Structure and mechanical properties of FeAlCrV and FeAlCrMo medium-entropy alloys

Abstract

In this work, the evolution of microstructure and mechanical properties of FeAlCrV and FeAlCrMo medium-entropy alloys were studied. In both FeAlCrV and FeAlCrMo alloys, the as-cast sample is a body centered cubic (BCC)-ordered solid solution. In FeAlCrMo, it exhibits a dendritic structure, whereas in FeAlCrV, two types of particles are present. The first one is the solid solution VxCr1-x (0.8 < x < 1) with the BCC structure and the second one is the V2C carbide with orthogonal symmetry. In FeAlCrV, the structure of the investigated material remains stable even after annealing at 800 °C for 15 days. Nevertheless, vanadium starts to redistribute, and the lattice parameter slightly changes at a temperature of 500 °C. Furthermore, a new solid solution enriched in vanadium forms. In FeAlCrMo, a lengthy annealing at a high temperature (800 °C/15 days) results in decomposition into a two-phase material composed of a BCC solid solution and a Mo3Al phase with a primitive cubic (PC) structure.
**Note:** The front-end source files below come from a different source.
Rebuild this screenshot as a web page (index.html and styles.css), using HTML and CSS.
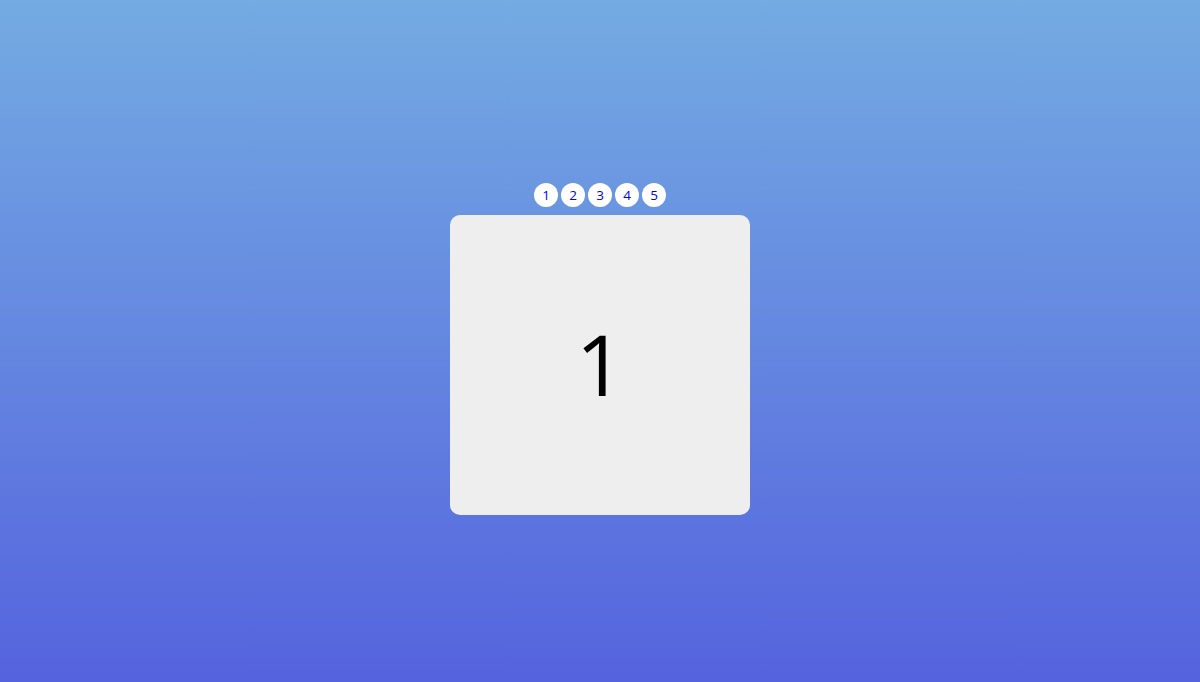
FILE: index.html
```html
<!DOCTYPE html>
<html>
<head>
<meta charset="utf-8">
<link rel="stylesheet" href="styles.css">
</head>
<body>
<div class="wrap">
  <div class="dots">
    <span class="dot">1</span>
    <span class="dot">2</span>
    <span class="dot">3</span>
    <span class="dot">4</span>
    <span class="dot">5</span>
  </div>
  <div class="card">1</div>
</div>
</body>
</html>
```
FILE: styles.css
```css
html, body {
  margin: 0;
  height: 100%;
}
body {
  background: linear-gradient(to bottom, #74abe2, #5563de);
  font-family: "Open Sans", "Noto Sans", sans-serif;
}
.wrap {
  display: flex;
  flex-direction: column;
  align-items: center;
  padding-top: 183px;
}
.dots {
  display: flex;
  gap: 3px;
  margin-bottom: 8px;
}
.dot {
  width: 24px;
  height: 24px;
  border-radius: 50%;
  background: #fff;
  color: #0000ee;
  font-size: 13.5px;
  display: flex;
  align-items: center;
  justify-content: center;
}
.card {
  width: 300px;
  height: 300px;
  box-sizing: border-box;
  padding-bottom: 4px;
  border-radius: 10px;
  background: #eeeeee;
  display: flex;
  align-items: center;
  justify-content: center;
  font-size: 85px;
  font-weight: 500;
  color: #000;
}
```
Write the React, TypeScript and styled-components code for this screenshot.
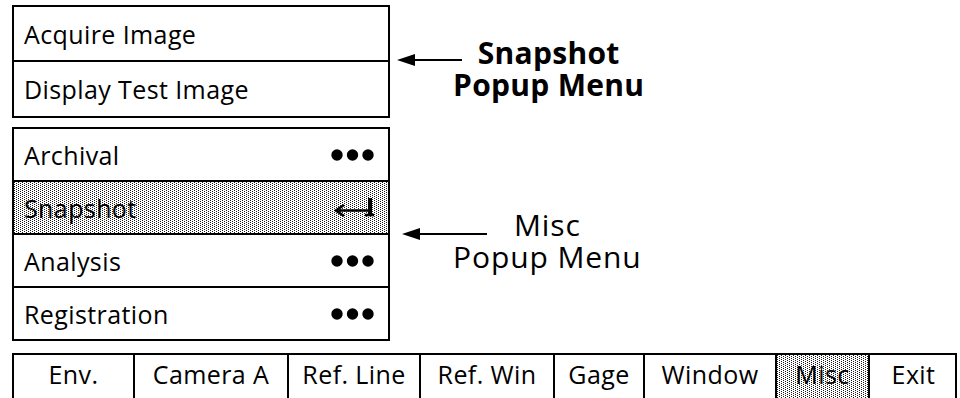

Differential scanning calorimetry and dilatometry revealed that decomposition already starts at the temperature of approximately 400 °C. Compression deformation tests were performed at various temperatures starting from room temperature (RT) up to 800 °C. The results showed that both materials exhibit excellent values of yield stress, especially at high temperatures (965 MPa and 898 MPa at 800 °C for FeAlCrV and FeAlCrMo, respectively). The plasticity reaches 5–12% and 3–9%, respectively.